You couldn’t be any closer to the sea, than at the quaint Tobermory Hotel. As it’s painted pink, you wouldn’t miss it on the high street either!
Tobermory Youth Hostel is located in the heart and colour of Tobermory. This is a great option for solo travellers who are looking to enjoy the local area.
Don’t hesitate to finalise accommodation on Iona; places will become fully booked quickly!
Ardoran House is only 550 yards from Iona’s Ferry Terminal. So without any vehicles, visitors will not have far to carry their belongings once they arrive.
St Columba Hotel is a 20-minute walk from the beach. Visitors of the island will not miss the building as they wander along the only road on the island.

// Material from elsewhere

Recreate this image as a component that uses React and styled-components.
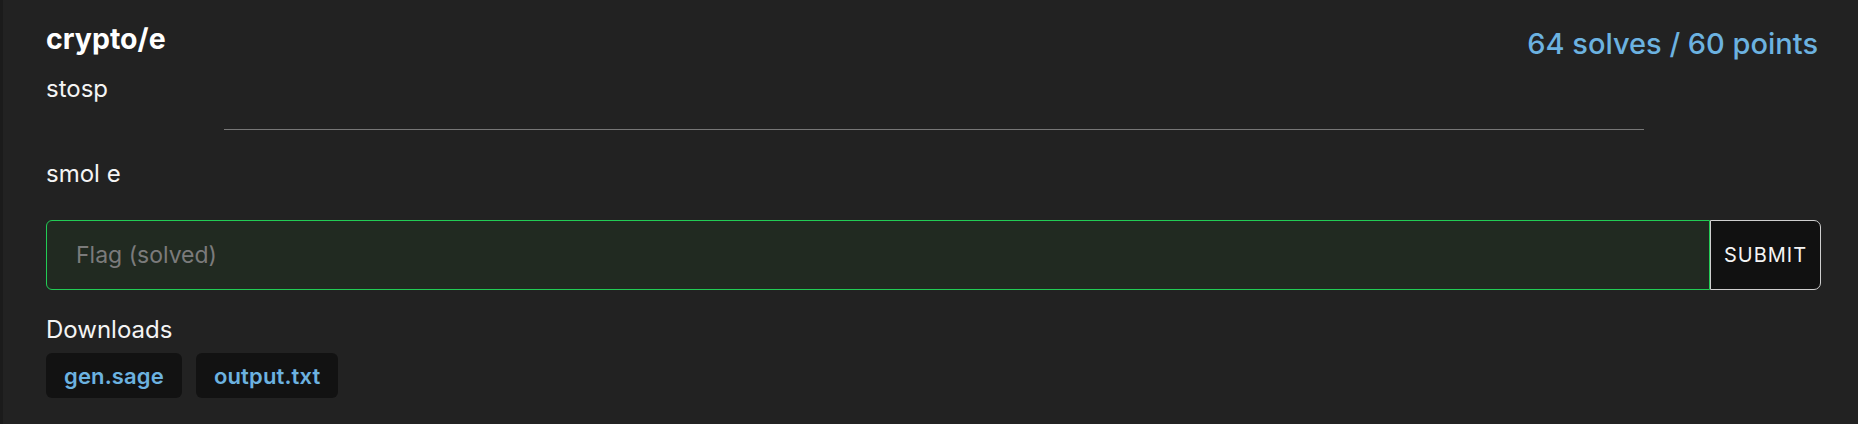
import styled, { createGlobalStyle } from "styled-components";

/* Global ---------------------------*/
const GlobalStyle = createGlobalStyle`
    html, body {
        margin: 0;
        padding: 0;
        background: #222222;
    }
    body {
        font-family: Inter, "Noto Sans", sans-serif;
        color: #f4f4f4;
    }
`;

const files = ["gen.sage", "output.txt"];

const App = () => {
    return (
        <>
            <GlobalStyle />
            <ChallengeStyled className="Challenge">
                <div className="header">
                    <h2 className="title">crypto/e</h2>
                    <div className="stats">64 solves / 60 points</div>
                </div>
                <div className="author">stosp</div>
                <hr />
                <p className="description">smol e</p>
                <form className="flag" onSubmit={(e) => e.preventDefault()}>
                    <FlagInput placeholder="Flag (solved)" solved />
                    <SubmitButton type="submit">SUBMIT</SubmitButton>
                </form>
                <div className="downloads">
                    <div className="label">Downloads</div>
                    <div className="files">
                        {files.map((f) => (
                            <FileLink key={f} href="#">
                                {f}
                            </FileLink>
                        ))}
                    </div>
                </div>
            </ChallengeStyled>
        </>
    );
};

export default App;

const ChallengeStyled = styled.div`
    box-sizing: border-box;
    width: 1858px;
    height: 424px;
    border-left: 3px solid #1b1b1b;
    padding: 21px 37px 0px 43px;
    background: #222222;

    .header {
        display: flex;
        justify-content: space-between;
        align-items: flex-start;
    }
    .title {
        margin: 0;
        font-size: 28.5px;
        line-height: 36px;
        font-weight: 700;
        color: #ffffff;
    }
    .stats {
        margin-top: 5px;
        margin-right: 3px;
        font-size: 29px;
        line-height: 36px;
        font-weight: 500;
        color: #6cb2e0;
    }
    .author {
        margin-top: 11px;
        font-size: 24px;
        line-height: 32px;
    }
    hr {
        width: 80%;
        margin: 24px auto 0px;
        border: none;
        border-top: 1px solid #777777;
    }
    .description {
        margin: 28px 0px 0px;
        font-size: 24px;
        line-height: 32px;
    }
    .flag {
        display: flex;
        margin-top: 30px;
        height: 70px;
    }
    .downloads {
        margin-top: 24px;
        .label {
            font-size: 24px;
            line-height: 32px;
        }
        .files {
            display: flex;
            gap: 14px;
            margin-top: 7px;
        }
    }
`;

const FlagInput = styled.input`
    flex: 1;
    box-sizing: border-box;
    height: 100%;
    padding: 0px 29px;
    border: 1px solid ${(p) => (p.solved ? "#22cc55" : "#777777")};
    border-radius: 6px 0px 0px 6px;
    background: ${(p) => (p.solved ? "#212a21" : "#1a1a1a")};
    color: #f4f4f4;
    font-family: Inter, "Noto Sans", sans-serif;
    font-size: 23px;
    outline: none;

    &::placeholder {
        color: #7b7b7b;
    }
`;

const SubmitButton = styled.button`
    box-sizing: border-box;
    width: 111px;
    height: 100%;
    padding: 0px;
    border: 1px solid #cfcfcf;
    border-radius: 0px 7px 7px 0px;
    background: #111111;
    color: #f4f4f4;
    font-family: Inter, "Noto Sans", sans-serif;
    font-size: 20px;
    letter-spacing: 1px;
    cursor: pointer;
`;

const FileLink = styled.a`
    display: inline-flex;
    align-items: center;
    box-sizing: border-box;
    height: 45px;
    padding: 0px 18px;
    border-radius: 6px;
    background: #121212;
    color: #6cb2e0;
    font-size: 22px;
    font-weight: 600;
    letter-spacing: 0.15px;
    text-decoration: none;
`;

Do you prefer to be a little closer to the beauty of Iona’s outdoors? The Iona Pods feature mountain views and a fire pit as they are situated on a working croft.
Isle of Mull Things to Do
Immerse yourself in the outdoors with the Isle of Mull’s incredibly scenic landscapes and visible wildlife from land to sea. Visitors of the island will also be offered the opportunity to extend their adventure to the neighbouring islands, such as Iona, Staffa and the Treshnish Isles.
To have all of the best recommendations at the touch of your fingertips, have a look at our Scottish Google Map Legend. This must-have resource pinpoints the most important locations, such as park-ups, restaurants and sites to see, all for your convenience.
Wander Around Tobermory
Mull’s largest settlement is Tobermory. Originally a fishing village, Tobermory is now a charming, yet common tourist’s favourite with the town’s brightly-coloured picture-perfect buildings.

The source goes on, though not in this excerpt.